Sancy Leachman's laboratory focuses on the genetics of human melanoma. The lab has three primary research efforts:
Molecular Determinants of Melanoma Susceptibility and Progression
Melanoma is a disease with unpredictable behavior and can in fact be difficult to diagnose using purely histological attributes in a subset of cases. Prediction of the different phases of melanoma progression has proved elusive with the use of clinical and histological factors alone. To date, no biomarkers are used in the routine diagnostic or prognostic assessment of melanoma patients. Initial studies analyzing the expression of thousands of genes have identified a number of possible melanoma progression genes. More recent studies have begun to identify a finite number of potentially useful diagnostic and prognostic markers for melanoma. However, important further studies are required to validate the role of these markers in independent cohorts in order to develop clinically useful assays. We propose to identify and validate reliable genetic markers of melanoma vulnerability and progression. These data can be used to identify individuals who require intensified screening for the disease, increase the effectiveness of treatment for melanoma, reduce morbidity, and ultimately, save lives.
Melanocortin 1 Receptor Gene
The melanocortin 1 receptor (MC1R) gene is a main determinant of human pigmentation, and a melanoma susceptibility gene. The activated MC1R stimulates eumelanin synthesis, and enhances nucleotide excision repair and antioxidant responses in UV-irradiated human melanocytes, thus reducing the risk for melanoma. Functional variants of MC1R disrupt receptor function and alter the pigmentary phenotype by varying extents. Using human melanocytes that naturally express this gene and are a physiological target for melanocortins, we found that expression of two red hair variants abolished the response to α-melanocortin and its photoprotective effects, evidenced by lack of functional coupling of the receptor, and absence of reduction in ultraviolet radiation-induced hydrogen peroxide generation or enhancement of repair of DNA photoproducts, respectively. Expression data confirmed the observed differences in responses of melanocytes with functional vs. nonfunctional receptor to α-melanocortin and ultraviolet radiation, and identified DNA repair and antioxidant genes that are modulated by α-melanocortin. Our findings highlight the molecular mechanisms by which the melanocortin 1 receptor genotype controls genomic stability of and the mutagenic effect of ultraviolet radiation on human melanocytes.

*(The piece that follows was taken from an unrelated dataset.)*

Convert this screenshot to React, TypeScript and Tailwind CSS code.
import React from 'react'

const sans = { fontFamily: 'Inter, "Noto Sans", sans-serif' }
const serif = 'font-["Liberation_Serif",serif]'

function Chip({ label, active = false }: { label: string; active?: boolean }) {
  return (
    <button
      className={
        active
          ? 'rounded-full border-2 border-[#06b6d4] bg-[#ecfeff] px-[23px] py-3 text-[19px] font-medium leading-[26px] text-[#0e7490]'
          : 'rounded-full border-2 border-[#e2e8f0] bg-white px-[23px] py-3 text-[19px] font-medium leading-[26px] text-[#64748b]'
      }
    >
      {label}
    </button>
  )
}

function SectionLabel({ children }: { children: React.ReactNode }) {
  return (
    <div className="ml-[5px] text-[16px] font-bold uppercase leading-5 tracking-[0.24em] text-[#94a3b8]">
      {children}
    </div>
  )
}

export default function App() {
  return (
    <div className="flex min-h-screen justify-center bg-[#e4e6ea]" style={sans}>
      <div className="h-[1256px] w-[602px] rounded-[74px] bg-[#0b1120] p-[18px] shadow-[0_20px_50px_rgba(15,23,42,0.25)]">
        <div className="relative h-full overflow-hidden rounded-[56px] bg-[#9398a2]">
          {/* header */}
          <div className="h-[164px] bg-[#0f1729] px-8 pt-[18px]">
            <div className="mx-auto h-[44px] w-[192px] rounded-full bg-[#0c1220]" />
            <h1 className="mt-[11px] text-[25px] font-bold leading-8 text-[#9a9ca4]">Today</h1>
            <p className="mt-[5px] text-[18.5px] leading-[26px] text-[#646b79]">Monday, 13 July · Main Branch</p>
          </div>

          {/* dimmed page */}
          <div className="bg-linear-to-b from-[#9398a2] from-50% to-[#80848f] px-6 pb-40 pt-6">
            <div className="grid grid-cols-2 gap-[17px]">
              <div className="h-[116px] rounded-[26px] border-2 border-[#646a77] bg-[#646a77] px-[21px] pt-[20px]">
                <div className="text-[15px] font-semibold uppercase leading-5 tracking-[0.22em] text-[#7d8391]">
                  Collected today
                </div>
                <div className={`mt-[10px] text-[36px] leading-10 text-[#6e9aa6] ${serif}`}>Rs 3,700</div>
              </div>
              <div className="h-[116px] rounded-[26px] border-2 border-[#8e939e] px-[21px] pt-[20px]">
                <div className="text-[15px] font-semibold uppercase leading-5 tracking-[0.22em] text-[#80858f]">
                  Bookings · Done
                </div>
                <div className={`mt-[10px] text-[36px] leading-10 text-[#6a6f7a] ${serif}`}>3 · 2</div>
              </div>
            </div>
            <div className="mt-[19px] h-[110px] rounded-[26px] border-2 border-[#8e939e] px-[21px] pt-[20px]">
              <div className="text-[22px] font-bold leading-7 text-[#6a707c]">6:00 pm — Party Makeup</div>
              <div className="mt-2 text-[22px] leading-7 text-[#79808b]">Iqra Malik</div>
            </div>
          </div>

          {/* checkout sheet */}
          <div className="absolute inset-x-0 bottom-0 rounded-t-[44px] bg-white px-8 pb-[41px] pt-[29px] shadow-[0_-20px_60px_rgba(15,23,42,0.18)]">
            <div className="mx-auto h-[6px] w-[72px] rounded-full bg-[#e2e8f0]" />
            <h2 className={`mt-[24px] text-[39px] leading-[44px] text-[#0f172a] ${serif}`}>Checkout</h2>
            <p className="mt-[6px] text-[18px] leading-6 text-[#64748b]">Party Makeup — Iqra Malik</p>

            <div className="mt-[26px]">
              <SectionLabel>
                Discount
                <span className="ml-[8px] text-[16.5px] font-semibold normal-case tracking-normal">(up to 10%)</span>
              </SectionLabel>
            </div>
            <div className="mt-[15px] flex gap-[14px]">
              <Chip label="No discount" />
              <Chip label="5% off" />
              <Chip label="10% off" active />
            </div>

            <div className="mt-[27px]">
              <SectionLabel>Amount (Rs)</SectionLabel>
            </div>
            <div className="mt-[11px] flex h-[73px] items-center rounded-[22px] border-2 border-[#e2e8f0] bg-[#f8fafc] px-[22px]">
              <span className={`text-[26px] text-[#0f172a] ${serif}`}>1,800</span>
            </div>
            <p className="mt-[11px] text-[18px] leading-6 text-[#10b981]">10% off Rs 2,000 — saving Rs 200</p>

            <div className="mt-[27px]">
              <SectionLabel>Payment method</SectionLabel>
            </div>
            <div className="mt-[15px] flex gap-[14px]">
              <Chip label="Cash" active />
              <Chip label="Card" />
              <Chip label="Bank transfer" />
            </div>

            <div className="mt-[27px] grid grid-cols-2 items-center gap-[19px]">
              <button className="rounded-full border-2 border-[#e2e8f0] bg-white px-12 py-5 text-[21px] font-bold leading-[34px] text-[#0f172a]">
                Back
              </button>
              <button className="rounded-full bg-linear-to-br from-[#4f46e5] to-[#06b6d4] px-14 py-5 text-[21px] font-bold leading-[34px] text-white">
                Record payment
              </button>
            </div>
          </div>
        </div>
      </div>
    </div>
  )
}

In addition to the MC1R gene, the p16 INK4A (p16) is also a melanoma predisposition gene, with mutations in p16 having the highest impact on risk, and MC1R loss of function (LOF) variants being the most common in melanoma patients and melanoma-prone individuals. The increased risk of co-inheritance of p16 and MC1R mutations is supported by compelling epidemiological evidence, but the molecular mechanisms by which the interaction of these two genes impacts melanoma risk is not well understood. Earlier work has attributed their combined effects to cell cycle deregulation and DNA repair deficiencies. Our team has discovered that these two risk factors share molecular mechanisms that also involve the antioxidant capacity of melanocytes. Using unique primary cultures of skin cells including melanocytes derived from patients with mutations in both p16 and MC1R provides us with the unprecedented opportunity to identify novel common pathways that can be targeted for melanoma prevention and treatment. We are testing the hypothesis that co-inheritance of germline mutations in p16 and MC1R causes synergistic disruption of the antioxidant and DNA repair responses of melanocytes to UV, and that deficiencies in these protective mechanisms underlie the extremely high risk for melanoma observed in individuals who carry mutations in both genes. We are evaluating the effect mutations have on the cell cycle, DNA repair, and oxidative stress, using cultured melanocytes and 3-D skin constructs, and we will examine the effect UV irradiation has on mutant melanocytes. These studies will improve risk assessment of melanoma susceptible individuals and development of effective strategies for melanoma prevention, early detection, and treatment.
Impact of Melanoma Genetic Testing on Health Cognitions and Prevention Behaviors
Cancer genetic testing alerts mutation carrier members to their elevated risk before disease onset, when early detection and even prevention may be possible. Little is known about the effect of genetic test reporting on prevention behaviors, as prior studies have focused on screening. Familial melanoma presents an ideal context in which to examine the impact of genetic test reporting on prevention behaviors because avoidance of UVR, a well-established risk factor in this population, represents a quantifiable prevention measure. We hypothesize that melanoma genetic test reporting will improve patient compliance with prevention and screening recommendations above that observed with counseling alone, and that specific cognitive and individual difference characteristics will be associated with compliance and non-compliance in the familial melanoma population. More broadly, our research strategy permits elucidation of cognitive processes that determine a patient's response to genetic test reporting. This ongoing work examines how a positive genetic test result influences high-risk participants' understanding and management of their melanoma risk over a two-year period, compared to participants who receive standard counseling based on family history alone, and whether genetic test reporting improves prevention behavior and screening (skin examination) adherence. Ultimately, it may be possible to tailor genetic test results to maximize compliance with prevention recommendations.